- Stockpiles to rise 10 million tons by year-end, Macquarie says
- `Chinese steel production is likely to be cut,' Hamilton says
Iron ore stockpiles at ports in China will probably expand in the coming months as mills in the top supplier are forced to reduce steel output while supplies from mines increase further, hurting the outlook for prices that have lost 25 percent this year.
Inventories may increase by about 10 million metric tons through to the year-end, according to Colin Hamilton, head of commodities research at Macquarie Group Ltd. That could lift holdings to about the highest since May, according to Bloomberg calculations.
Iron ore is headed for a third annual drop after BHP Billiton Ltd. and Rio Tinto Group in Australia and Brazil’s Vale SA boosted low-cost production while demand growth slowed in China. The port inventories, which are tracked as one gauge of demand in the largest user, climbed by 3.8 percent in the three months to September, snapping four quarters of declines.
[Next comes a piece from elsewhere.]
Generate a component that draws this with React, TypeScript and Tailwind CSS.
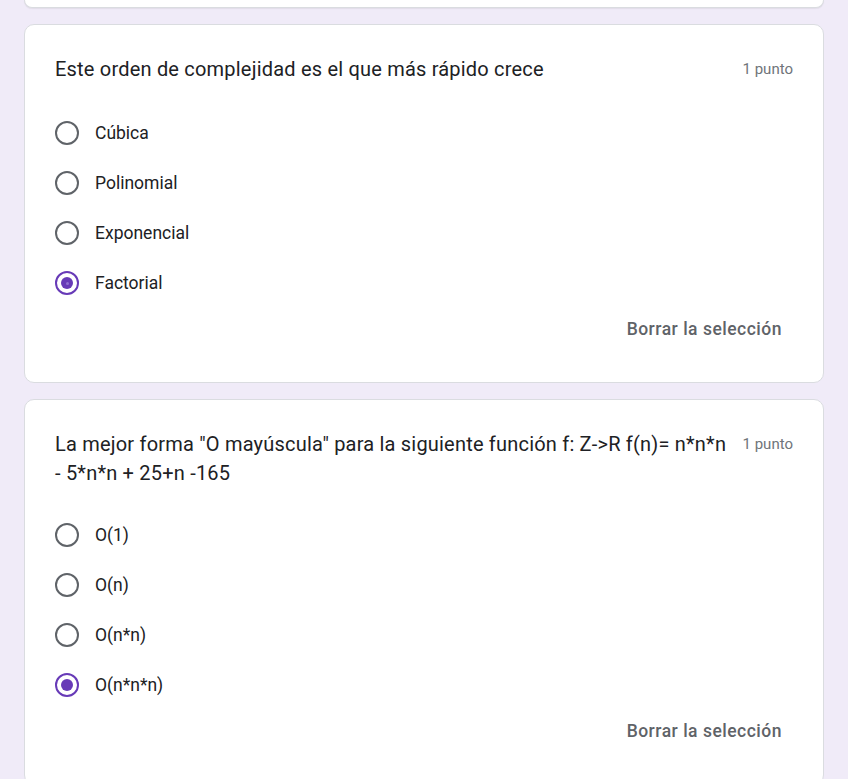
import React from "react";

type Question = {
    title: string;
    options: string[];
    selected: number;
    fresh?: boolean;
};

const questions: Question[] = [
    {
        title: "Este orden de complejidad es el que más rápido crece",
        options: ["Cúbica", "Polinomial", "Exponencial", "Factorial"],
        selected: 3,
        fresh: true,
    },
    {
        title: 'La mejor forma "O mayúscula" para la siguiente función f: Z->R f(n)= n*n*n - 5*n*n + 25+n -165',
        options: ["O(1)", "O(n)", "O(n*n)", "O(n*n*n)"],
        selected: 3,
    },
];

const Radio = ({ checked, fresh }: { checked: boolean; fresh?: boolean }) => (
    <div
        className={`w-[24px] h-[24px] rounded-full border-2 flex items-center justify-center shrink-0 ${
            checked ? "border-[#673ab7]" : "border-[#5f6368]"
        }`}
    >
        {checked && (
            <div className="w-[12px] h-[12px] rounded-full bg-[#673ab7] flex items-center justify-center">
                {/* ripple still running on the first one */}
                {fresh && <div className="w-[3px] h-[3px] rounded-full bg-[#8f6fd0]" />}
            </div>
        )}
    </div>
);

const QuestionCard = ({ q }: { q: Question }) => (
    <div className="w-[800px] bg-white border border-[#dadce0] rounded-[10px] px-[30px] pt-[30px] pb-[32px]">
        {/* title + points */}
        <div className="flex items-start min-h-[31px]">
            <div className="flex-1 text-[20px] leading-[29px] text-[#202124] tracking-[0.2px]">{q.title}</div>
            <div className="ml-[12px] text-[15px] leading-[29px] text-[#70757a]">1 punto</div>
        </div>

        {/* options */}
        <div className="mt-[22px] flex flex-col">
            {q.options.map((opt, i) => (
                <div key={opt} className="h-[50px] flex items-center">
                    <Radio checked={i === q.selected} fresh={q.fresh} />
                    <span className="ml-[16px] text-[17.5px] text-[#202124]">{opt}</span>
                </div>
            ))}
        </div>

        <div className="h-[42px] flex items-center justify-end">
            <span className="pr-[11px] text-[17.5px] font-medium text-[#5f6368] tracking-[0.5px]">
                Borrar la selección
            </span>
        </div>
    </div>
);

export default function App() {
    return (
        <div
            className="min-h-screen bg-[#f0ebf8] pl-[24px] flex flex-col gap-[16px] overflow-hidden"
            style={{ fontFamily: "Roboto, 'Liberation Sans', sans-serif" }}
        >
            {/* bottom of the previous card, scrolled off */}
            <div className="w-[800px] h-[8px] bg-white border border-t-0 border-[#dadce0] rounded-b-[10px] shadow-[0_1px_1px_rgba(60,64,67,0.08)]" />
            {questions.map((q) => (
                <QuestionCard key={q.title} q={q} />
            ))}
        </div>
    );
}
Global seaborne supplies are poised to expand this quarter with inaugural exports due from Gina Rinehart’s Roy Hill mine in Australia’s ore-rich Pilbara.
“Chinese steel production is likely to be cut -- they are losing too much money, while iron ore supply remains quite robust,” Hamilton said by e-mail. “Near term, the path of least resistance for prices is down,” he said, forecasting an average of $52 this quarter.
Ore with 62 percent content delivered to Qingdao fell 5.2 percent to $53.14 a ton on Friday, the lowest level since July 27, and was unchanged on Tuesday, according to Metal Bulletin Ltd. It averaged $54.86 last quarter. Financial markets and many businesses in China are closed through Wednesday for a week-long national holiday.
Holdings at ports rose 2.3 percent to 82.4 million tons on Sept. 25, the highest level since July, according to the latest weekly estimate from Shanghai Steelhome Information Technology Co. A 10 million ton increase, as seen by Hamilton, would lift the stockpiles to 92.4 million tons, the most since May 1, according to the Steelhome data.
"Overall, we believe iron ore prices have greater downside risk than upside,” Jessica Fung, an analyst at BMO Capital Markets in Toronto, said by e-mail. “We still think supply volumes will outpace demand growth in the near term. We are forecasting $50 a ton for Q4 average."
Data last week showed record exports through Australia’s Port Hedland in September and a rise in cargoes from Brazil to the highest this year. The Australian government last week raised its forecast for the country’s exports this year to 762 million tons from 748 million as Roy Hill begins shipments.
The rising supply comes as steel output in China is contracting, with many mills losing money as steel prices slump and growth slows. The World Bank this week reduced its gross domestic product forecast for China to 6.9 percent from 7.1 percent for 2015, with a deeper slowdown seen next year and 2017.
“China’s growth outlook remains depressed and the subdued market sentiment throughout the remainder of the year could see prices trade under pressure going into 2016,” said Kash Kamal, a senior analyst at Sucden Financial Ltd. in London. “A combination of slowing steel production and consumption and increasing iron ore capacity will swing the fundamentals further out of balance.”
BHP gained 1.6 percent to close at A$23.88 in Sydney on Tuesday, paring its loss this year to 13 percent, while Rio rose 1.4 percent and Fortescue Metals Group Ltd. surged 5.9 percent. The trio are Australia’s three biggest shippers.